Let me start with a word of humility to those victims and survivors, known and unknown, who may be listening, or reading about this Annual Report. In the course of my professional career, spanning over half a century, at the international and global level, dedicated to combating violence against children in all its forms – and in particular sexual abuse and exploitation - I have seen and heard first-hand the urgent and resounding call for accountability and justice. For too long this call has gone unanswered in the Church, when it comes to responding to abuse committed by the clergy. Yet with this first Annual Report we, as a Commission, are engaging Church leadership at its highest levels - be it in the local Churches or the Church’s governance structure in the Vatican - in acknowledging the urgent need to better answer that call.

In drafting our first Report, mandated by the Holy Father to report on progress, we privileged a dialogue with our interlocutors wherever and whenever possible. We realize it is far from perfect, but it has a sound methodology that will build over time, to become increasingly comprehensive and robust. Of course, this first and foremost includes direct learnings from victims and survivors. Then, in the years ahead we will also develop our outreach to more comprehensively include the religious and the lay faithful. Finally, we know we, in collaboration with many others, need to significantly improve our data verification, through cross references with external sources.

Our conceptual framework is comparable to what in international law is referred to as Transitional Justice. This framework is inspired by human rights law and is deeply consistent with Catholic teaching. Precisely because of its consistency with Catholic teaching we believe the term Conversional Justice is most applicable to the Church’s context while still exploring the 4 interconnected core principles of: (1) truth, (2) justice, (3) reparations, and (4) the guarantee of non-recurrence, in other words institutional reform. The combination of these principles will ensure a transition, that is, the Church’s conversion away from times of widespread sexual abuse that is frequently mishandled and covered up — to a new period when policies for safeguarding, reporting, investigations, and care for victims/survivors make abuses rare, and provide appropriate responses. Or, as the Cardinal has said: our walk from darkness to light. The Commission’s research, published on our website, explains how each of these principles are analogous to fundamental theological concepts in Catholic doctrine and tradition.
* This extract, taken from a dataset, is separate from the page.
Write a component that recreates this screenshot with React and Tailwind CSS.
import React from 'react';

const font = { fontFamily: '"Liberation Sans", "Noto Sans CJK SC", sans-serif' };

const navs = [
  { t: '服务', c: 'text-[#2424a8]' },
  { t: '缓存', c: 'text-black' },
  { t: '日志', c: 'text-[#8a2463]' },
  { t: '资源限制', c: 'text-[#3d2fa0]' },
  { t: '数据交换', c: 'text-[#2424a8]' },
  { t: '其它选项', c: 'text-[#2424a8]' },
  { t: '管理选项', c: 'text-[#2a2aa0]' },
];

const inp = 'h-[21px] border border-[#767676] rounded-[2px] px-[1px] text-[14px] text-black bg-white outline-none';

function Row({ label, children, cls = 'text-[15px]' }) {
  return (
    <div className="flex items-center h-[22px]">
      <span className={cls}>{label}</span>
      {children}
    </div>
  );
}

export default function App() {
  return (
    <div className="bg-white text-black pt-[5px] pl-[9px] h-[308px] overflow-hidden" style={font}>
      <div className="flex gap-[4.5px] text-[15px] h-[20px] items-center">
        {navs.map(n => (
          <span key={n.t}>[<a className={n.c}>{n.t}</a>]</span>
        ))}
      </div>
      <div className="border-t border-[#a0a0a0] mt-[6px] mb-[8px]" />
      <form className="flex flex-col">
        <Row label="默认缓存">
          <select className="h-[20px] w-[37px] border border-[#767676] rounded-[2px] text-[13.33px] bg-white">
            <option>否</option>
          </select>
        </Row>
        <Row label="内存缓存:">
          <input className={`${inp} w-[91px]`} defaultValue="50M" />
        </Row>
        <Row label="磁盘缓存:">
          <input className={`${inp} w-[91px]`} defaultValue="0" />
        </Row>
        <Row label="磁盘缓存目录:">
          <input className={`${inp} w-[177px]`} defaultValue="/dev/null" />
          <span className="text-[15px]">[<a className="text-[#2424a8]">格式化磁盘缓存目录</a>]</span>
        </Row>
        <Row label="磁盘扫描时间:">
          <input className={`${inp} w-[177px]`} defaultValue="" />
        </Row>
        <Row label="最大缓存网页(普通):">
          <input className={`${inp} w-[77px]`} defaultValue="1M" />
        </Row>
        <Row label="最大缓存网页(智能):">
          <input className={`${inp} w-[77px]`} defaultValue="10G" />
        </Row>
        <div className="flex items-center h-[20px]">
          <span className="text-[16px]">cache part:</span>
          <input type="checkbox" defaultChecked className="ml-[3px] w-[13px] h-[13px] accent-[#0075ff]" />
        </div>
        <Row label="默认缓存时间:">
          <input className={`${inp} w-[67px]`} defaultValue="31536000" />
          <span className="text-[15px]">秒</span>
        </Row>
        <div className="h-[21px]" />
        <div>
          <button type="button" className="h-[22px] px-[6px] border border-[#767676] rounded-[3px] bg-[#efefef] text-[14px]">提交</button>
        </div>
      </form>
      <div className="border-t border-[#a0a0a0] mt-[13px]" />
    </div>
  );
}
The Annual Report is a tool of conversional justice in two main ways. First, it records the critical transitions, as they progressively occur in different parts of the Church around the world. This transition is characterized by the initial development, implementation and inculturation of safeguarding policies, guidelines and procedures. Second, through its sharing of good practices it accompanies the continued pastoral conversion required to integrally consolidate the new period – as characterized by the advancement of truth, justice, reparations, and institutional reform.

This report also promotes the Church’s commitment to a rigorous human rights-based and victim focused response to the scourge of abuse – consistent with the recent reforms of Book VI of the Code of Canon Law that frames the crime of abuse as a violation of the dignity of the human person. As I have often been quoted, “Children are not mini human beings with mini human rights”. The reform to Book VI and this Annual Report contribute towards ensuring that truth, which is first and foremost about breaking the silence and meeting victims where they are.
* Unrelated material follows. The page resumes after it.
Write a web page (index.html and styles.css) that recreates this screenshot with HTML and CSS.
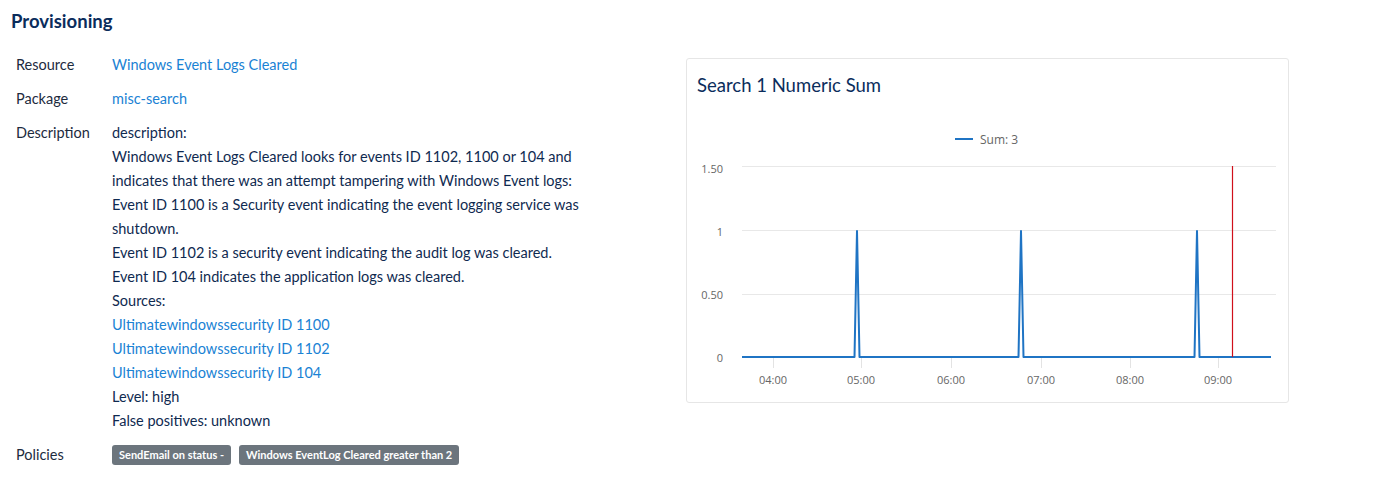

Because of the Commission’s global purview, this report and its subsequent editions are uniquely positioned to work towards a comprehensive account of the policies and procedures across each of the capillary realities of the Church. In its First Section it focuses on the safeguarding practices of the local Churches, where Catholics live out their day-to-day lives around the world, in their parishes and communities, and place their trust. The Second Section focuses on trends across the continental regions, providing an insight into the regional variations of the response to abuse in its manifold manifestations. The Third Section focuses on the safeguarding practices of the dicasteries of the Roman Curia, in an attempt to promote an “all-of-government” approach to safeguarding for the Universal Church. The Fourth Section focuses on the Church’s entities operating in the broader society, as they aim to serve populations also outside the Church.

Based on my experience as UN Special Rapporteur on sexual exploitation of children reporting to the UN Governance (General Assembly and Human Rights Council) on thematic or local issues, I stress the long-term impact of such reporting mechanisms, as the result of a cumulative sequence across my predecessors’ and successors’ reports, which are always the fruit of dialogue with numerous stakeholders. The reporting tool that we are presenting today is one that will allow the Church to offer victims and their communities an honest account of progress and persistent gaps over time - accompanied by recommendations for those who are in a position to do so, to fill these gaps. Regrettably, much of the Church remains without robust data collection practices or capacities. Yet, data is key to our ability to promote accountability. Therefore, we must commit to investing in the Church’s data collection infrastructure and resources! In short, this is primarily a tool for accountability over time.

However, it also offers mechanisms for change in the short-term. In the report, the Commission makes specific recommendations to each Church entity that it covers. Alongside those recommendations, we assure those Church entities of our availability to help and to accompany them in their implementation endeavors. The bona-fide engagement and cooperation from Church authorities on implementing these recommendations is crucial for systemic and lasting change to occur.

The report also serves as a coordinating tool, for sharing good practices while also calling Church leadership, the faithful and all those of good will to urge their implementation. This is what it means to create a true culture of safeguarding – we are all called to participate, according to our respective roles and talents.

Finally: a note on the meaning of the depiction on the Annual Report’s front cover. Native to large parts of the African continent, the “baobab” tree is often known as the “tree of life” and is an important symbol of resilience and community. We believe that this might serve as a concrete sign of our support to each and every victim, whistleblower or any other person, in an atmosphere of trust and safety. With a change of mindset that accompanies our path of conversional justice, the Church can offer the protective environment that this tree symbolises.

It is my prayer that today might be one of those moments that history will look favorably on, or better yet: a moment in time that our little ones, the little ones that Jesus asked us to protect, will look upon as a promise for a Church safe for everyone.